But now, I see

From down the subway platform come the almost haunting sounds of a group singing Amazing Grace a cappella. The rich, feel-it-in-your bones sound of the men, with the lighter, higher voices of women, echoing through the station.

I’m particular struck by it now, tears welling up. I’m raw today, particularly sensitive. Coming up against all that I don’t know. Realizing I have no idea what it means to work through something with someone. To have made a mistake, and have them not disappear.

My deepest wounds come from people not sticking around to muck about in the mess with me. Adults ending conversations, leaving, avoiding, talking over, emotionally dominating. And being only a kid who didn’t know what to do with it all, other than to grow up to resist intimacy.
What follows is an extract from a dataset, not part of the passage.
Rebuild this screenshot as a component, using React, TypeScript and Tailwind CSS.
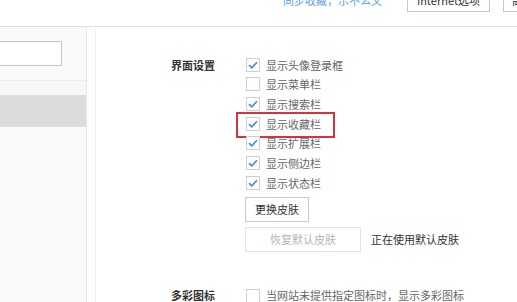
import React from "react";

const font = { fontFamily: '"Noto Sans CJK SC", "Noto Sans", sans-serif' };

function Check({ checked }: { checked?: boolean }) {
  return (
    <span className="flex h-[14px] w-[14px] shrink-0 items-center justify-center border border-[#cfcfcf] bg-white">
      {checked && (
        <svg width="10" height="8" viewBox="0 0 10 8">
          <path d="M1 4.2 L3.8 6.8 L9 1.2" fill="none" stroke="#3d8ee0" strokeWidth="1.6" />
        </svg>
      )}
    </span>
  );
}

const rows: { label: string; checked: boolean }[] = [
  { label: "显示头像登录框", checked: true },
  { label: "显示菜单栏", checked: false },
  { label: "显示搜索栏", checked: true },
  { label: "显示收藏栏", checked: true },
  { label: "显示扩展栏", checked: true },
  { label: "显示侧边栏", checked: true },
  { label: "显示状态栏", checked: true },
];

export default function App() {
  return (
    <div className="relative h-[302px] w-[517px] overflow-hidden bg-white text-[11px]" style={font}>
      {/* top bar */}
      <div className="flex h-[27px] items-start border-b border-[#e2e2e2]">
        <div className="-mt-[12px] flex h-[24px] w-full items-center whitespace-nowrap">
          <span className="ml-[283px] text-[#5aa0e6]">同步收藏，示不么又</span>
          <button className="ml-[25px] flex h-[24px] w-[83px] shrink-0 items-center justify-center border border-[#c8c8c8] bg-white text-[#333]">
            Internet选项
          </button>
          <button className="ml-[13px] flex h-[24px] w-[40px] shrink-0 items-center border border-[#c8c8c8] bg-white pl-2 text-[#333]">
            高级
          </button>
        </div>
      </div>

      <div className="flex h-[275px]">
        {/* sidebar */}
        <div className="w-[87px] shrink-0 border-r border-[#e6e6e6] bg-[#fafafa]">
          <div className="mt-[14px] h-[25px] w-[62px] border border-l-0 border-[#c6c6c6] bg-white"></div>
          <div className="mt-[14px] h-[15px] border-t border-[#ebebeb] bg-[#f7f7f7]"></div>
          <div className="h-[32px] bg-[#dcdcdc]"></div>
        </div>
        <div className="w-[9px] shrink-0 border-r border-[#f1f1f1]"></div>

        {/* main */}
        <div className="flex flex-col pl-[75px] pt-[28px]">
          <div className="flex">
            <div className="flex h-[19.67px] w-[75px] shrink-0 items-center font-bold text-[#333]">界面设置</div>
            <div className="flex flex-col">
              {rows.map((r, i) => (
                <div key={r.label} className="relative flex h-[19.67px] items-center gap-[6px] text-[#666]">
                  <Check checked={r.checked} />
                  <span>{r.label}</span>
                  {i === 3 && (
                    <div className="absolute -left-[10px] -top-[2px] h-[26px] w-[99px] border-2 border-[#d6343c]"></div>
                  )}
                </div>
              ))}
              <button className="-ml-[1px] mt-[4px] flex h-[25px] w-[64px] items-center justify-center border border-[#c8c8c8] bg-white text-[#333]">
                更换皮肤
              </button>
              <div className="-ml-[1px] mt-[5px] flex items-center">
                <button className="flex h-[25px] w-[116px] items-center justify-center border border-[#e3e3e3] bg-white text-[#b5b5b5]">
                  恢复默认皮肤
                </button>
                <span className="ml-[10px] text-[#333]">正在使用默认皮肤</span>
              </div>
            </div>
          </div>
          <div className="mt-[36px] flex h-[16px] items-center">
            <div className="w-[75px] shrink-0 font-bold text-[#333]">多彩图标</div>
            <div className="flex items-center gap-[6px] text-[#666]">
              <Check />
              <span>当网站未提供指定图标时，显示多彩图标</span>
            </div>
          </div>
        </div>
      </div>
    </div>
  );
}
Last night, the tension that had been brewing for days erupted. Assumptions were made, frustrations with each other showing the intensity of the past 3 weeks, which feel more like months due to the closeness and intimacy of living together while getting to know each other.

My mind is full of questions and worries following our words with each other. Did I mess up too much? Are we going to keep trying this? Will we work through it? Or, is this it?

All this is compounded by the ephemeral state of our ‘us’ that we are building. There is an end coming, a tourist visa only lasts so long. Though finding each other feels like no small thing, we come from different places, different cultures, different interests and lives.

I wrote out my thoughts, leaving them in a letter which he read while I was out on my run. Our breakfast is quiet, unspoken thoughts sitting in the room with us. A few tentative kisses, testing the waters. I want to cry out – are you leaving?! What will happen with us??!

But I hold back, finding courage to not be needy, to trust that this ‘us’ isn’t as fragile as I fear it is. And finding the courage to be ok, no matter what happens.

“Amazing Grace, how sweet the sound,
That saved a wretch like me.
I once was lost but now am found,
Was blind, but now, I see.”

As the voices swirl around me, I hope that I, too, can find ways to see and trust.